(printed below is my first published record review. see more at
Mary Butterworth “Mary Butterworth” (Custom Fidelity, 1969)
A few years ago, probably 6 years or so, I was at a flea market in Alma, AR hunting thru records in a box. What a remarkable story this is sounding like, huh? Record collectors live a dangerous life not many folks would believe. On your hands and knees looking thru old boxes in sometimes moldy wet back corners of places. Risking getting bit by spiders. But it is thrilling in a way that is hard to describe to someone who doesn't care. Someone who just doesn't understand. But for those of us who do it as a lifestyle. There is the thrill of the unknown when you walk into some junk shop in a little place off the highway between somewhere and somewhere else and you ask the person at the counter if there are any records for sale and they lead you somewhere down the isle and point to a few boxes. This sometimes a drag when you start to go thru it and it's shit like Bing Crosby's Christmas album or Wham's Greatest Hits or...well, you get it. But when I walk up to that big box or two in that place you've never been before and the one showing is something like Deep Purple or The Pentangle, there is an excited feeling. Hope! Because you just don't know what you may find! I've spent my whole life doing this and it's still thrilling. One of the coolest things in this is that a lot of times you can get some great treasures for a dollar or two each. I'm not a cheapskate but I'm saying it's just part of it. I am at the point now where the records I'm looking for are quite pricey, re-issue or otherwise. But still sometimes the "my new favorite" album is some band I find in one of these boxes that I have never heard of. I do things a lot of the time I refer to as "label shopping". Meaning if it's on Viva records or Double Shot or Impulse! or something like that it most likely WILL be worth buying. Or you recognize names of players or sometimes it was simply recorded in the 60's or early 70's and the cats on the cover look like they know there way around a joint. And man oh man I have gotten lucky a few times!
Ok so where were we? Oh yeah, Alma, Arkansas, and I have told this story many times on my radio show. But I was at this little place in Alma, I forgot what it was called (that's what I say when I don't want to give up secrets) but I'm looking thru this box of Lps and come across a record called Mary Butterworth, which by the way, is possibly a very misleading name. I might add that in this box the other items were of no interest at all, at least not to me, and nothing even close to what Mary Butterworth is. The other records in the box were things like Tom T. Hall and George Strait, maybe Mel Tillis, but no other rock and roll. At the time I had never heard of Mary Butterworth at all but in the categories I mentioned above, it was obviously recorded in the 60's and the cats looked like they knew their way around a joint.

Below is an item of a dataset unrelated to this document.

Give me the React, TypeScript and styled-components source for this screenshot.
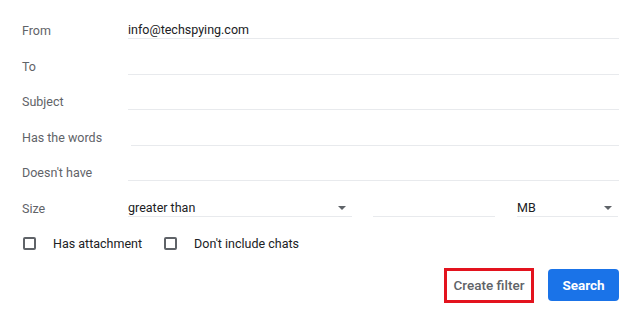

The cover looks like it is homemade. It is all hand drawn in black and white with a big monster looking guy, a spider with an eyeball on it's back, a caterpillar crawling on a curtain rod. On the back It has pictures of the guys in the group which are Michael Hunt (drums, vocal), Michael Lachus (Hammond), Michael Ayling (bass, flute, vocal) and Jim Giordano (guitar) and hand drawn calligraphy written like maybe in Latin (?) says: "To raise vp ye hellish shade of Ag, whom ye scribe rendereth as ye Toad's bvtler, invoke 1st ye IIVII daemons" and then goes on to list names I guess thanking people.
Well, I bought it for $.75 and when I got home I looked it up in my Goldmine book and it is worth $75.00 in VG, $150.00 in VG plus and $300.00 NM. I am proud to say my copy is in very very good shape cover and all. I have heard rumours of this album selling for over a $1000 a copy though! And I guess I should mention, that it is well known now, one of the songs on this Lp was used in Sofia Coppola's film Lost In Translation which surely helps to add to the popularity (and say's something about Sofia too)
Custom Fidelity is a label that, as I understand it, was in the business of making a record for people that came in the door wanting to record a record and pay these people to help them accomplish that. Meaning they are not a "Warner Brothers" or "Electra". No talent scouts looking for the next big teenage group to sell a million copies. If you had the money they would record it and press it for you. As I understand it, there may have been only 350 originals pressed. I could be wrong about that. And this, friends, is what makes this a private press album. They had no distribution thru record shops and only sold copies to friends and at gigs. This is why I had to make this story about Alma too. Alma? How the hell did it make it there?!
The band is from southern California. They formed in the spring of 1968 and recorded this album in 1969. The record has a very warm beautiful pro sound. This is the kind of record that was made to play thru vacuum tubes and horn-loaded Klipsch speakers. It is very organ heavy with the sickest echo-y drum sound you could ever hope to hear. Actually, there are echo-y, little spacey flourishes in the production all over this. The lyrics are mostly about girls (hey, what's wrong with that?). To my ears there is not a bad song on the whole record. Very psychedelic, a little blues, the songs are well arranged, played well and beautiful. Well worth it's great reputation as one of the sought after private press psych classics of the 60's. It's only 6 songs and probably not much more that 30 minutes. This is their only Lp but I think they have one 45 also.